Last week, President Trump was acquitted of two impeachment charges against him—abuse of power and obstruction of Congress. Some people are confused, though, thinking that his impeachment, which occurred December 10, 2019, would lead to him being removed from office. But that’s not the case.
The impeachment process works like this. During the impeachment inquiry phase, the U.S. House of Representatives convenes and determines if, based on the information presented, they would like to proceed. In Trump’s case, the House Intelligence Committee presented a 300-page report detailing the president’s unethical dealings with Ukraine.
Ultimately, the choice to move forward is left up to the Speaker of the House—currently Rep. Nancy Pelosi (D-CA). According to ABC, if the Speaker decides that they should proceed, it is then decided whether the House Judiciary Committee or, rarely, a special committee, will handle the impeachment inquiry. The committee would have to decide—by simple majority vote, which is 50% plus an additional vote—whether or not the articles of impeachment pass. If so, this leads to a full vote within the House of Representatives.

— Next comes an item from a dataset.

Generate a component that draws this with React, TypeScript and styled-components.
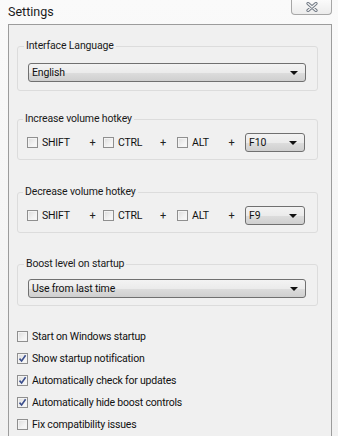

If a simple majority votes to pass the impeachment articles, the president will be impeached.
But, this isn’t the end.
Afterwards, the Senate holds a trial. Managers, which are similar to prosecutors, present evidence to the Senate. The Senate then deliberates, and votes on whether or not the president is guilty. If two-thirds of the Senates votes that the president is indeed guilty, then the president is removed from office and the vice president is sworn in.
If not, the president faces no penalties, which is where we are now. President Trump will finish out his term and is allowed to run in the 2020 election.
Trump is not the first president to be impeached. President Andrew Johnson was impeached in 1868, but was acquitted of all 11 articles brought against him. The House Judiciary Committee suggested that President Nixon be impeached because of the Watergate Scandal in early 1974, but Nixon resigned from the presidency before he was impeached. Nixon is the only president in history to have impeachment proceedings lead to the president leaving office, although it was not mandatory.
In 1999, Bill Clinton was impeached on two articles of impeachment—perjury and obstruction of justice—for lying under oath regarding his sexual relationship with Monica Lewinsky. He was also acquitted of both charges.